Nonetheless, it would distort the reality of the Third Reich to imagine it as a strictly governed central system in which the Führer determined everything. Hitler’s marked aversion to bureaucratic procedures and his scattershot, impulsive style of rule made such a system impossible. He demanded of all his underlings that they spare him from unwelcome, banal, everyday details. “The best man is for me the one who burdens me the least by taking responsibility for himself ninety-five out of every one hundred decisions,” Hitler declared in October 1941. “Of course there are always cases that I ultimately have to decide.”63 In other words, Hitler claimed the solitary right to decide only on fundamental issues, not on routine matters he considered ancillary; it was then that he made determined use of his function as a coordinator. However, because he was not prepared to clarify the boundaries between state administration and party organisations, bureaucratic structures and administrative rules and procedures began to corrode from within.
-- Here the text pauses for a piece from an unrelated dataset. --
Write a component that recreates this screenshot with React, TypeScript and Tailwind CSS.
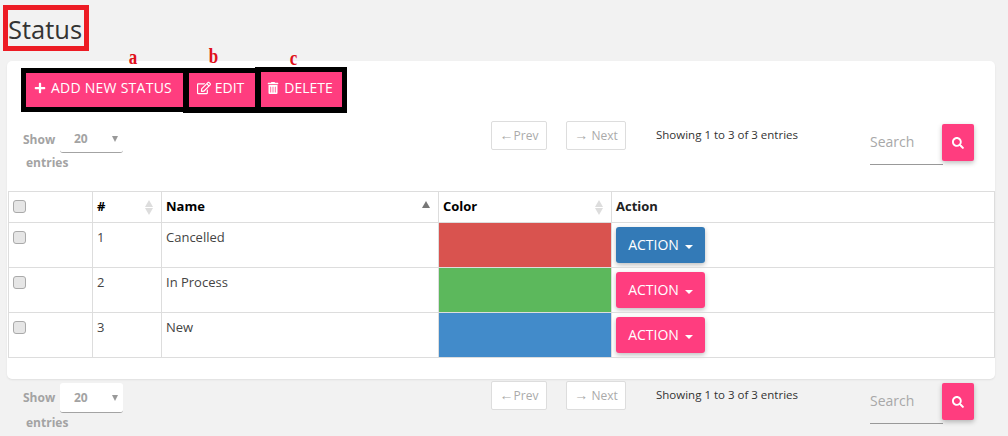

Hitler
gradually transferred to government the practice he had already used as party leader of blurring areas of responsibility and staffing offices doubly so as to encourage rivalries and protect his own power.64 As a seemingly paradoxical result, a polycratic network of competing offices and portfolios developed alongside Hitler’s monocratic dictatorship.65 For example, as we have seen in the area of foreign policy, three organisations besides the Foreign Ministry were active: the NSDAP Foreign-Policy Office, the Foreign Organisation of the Party and Ribbentrop’s office.66 In the area of publicity, the president of the Reich press office and head of Eher publishers, Max Amann, fiercely battled for power with Press Secretary Dietrich and Propaganda Minister Goebbels.67
One of the first victims of the unregulated parallel existence of the Führer’s absolute authority and a plurality of competing power centres was the principle of government by cabinet. In February and March 1933 the cabinet met thirty-one times, on average once every two days. After the Enabling Act emancipated Hitler as chancellor from the emergency decrees of the president, Hitler’s interest in conferring with his cabinet declined noticeably. Between June and December 1933, the cabinet met twenty times, in all of 1934 nineteen times, in 1935 twelve times, in 1936 four times and in 1937 six times. Its final meeting took place on 5 February 1938.68
As meetings declined in frequency, their character also changed. “In the beginning, there were still lively discussions, but later Hitler’s monologues took up more and more time,” recalled Schwerin von Krosigk.69 Gradually, the cabinet devolved into an organ for carrying out the Führer’s will, and in October 1934, all of Hitler’s ministers were required to swear an oath of loyalty to him personally. On the fourth anniversary of the appointment of the “cabinet of national concentration,” on 30 January 1937, Hitler made all his ministers members of the NSDAP, in so far as they were not already, and awarded them the Golden Party Badge. Paul von Eltz-Rübenach alone refused to accept the accolade, citing the regime’s hostility to the Catholic Church, which horrified the rest of the cabinet. “It was as if we were all struck lame,” Goebbels noted. “No one had expected that. Göring, Blomberg and Neurath profoundly thanked the Führer…But the mood was ruined.”70 Eltz-Rübenach was forced to submit his resignation that very day, and his ministry was divided up: Julius Dorpmüller became Reich transport minister, and Wilhelm Ohnesorge became Reich postal minister.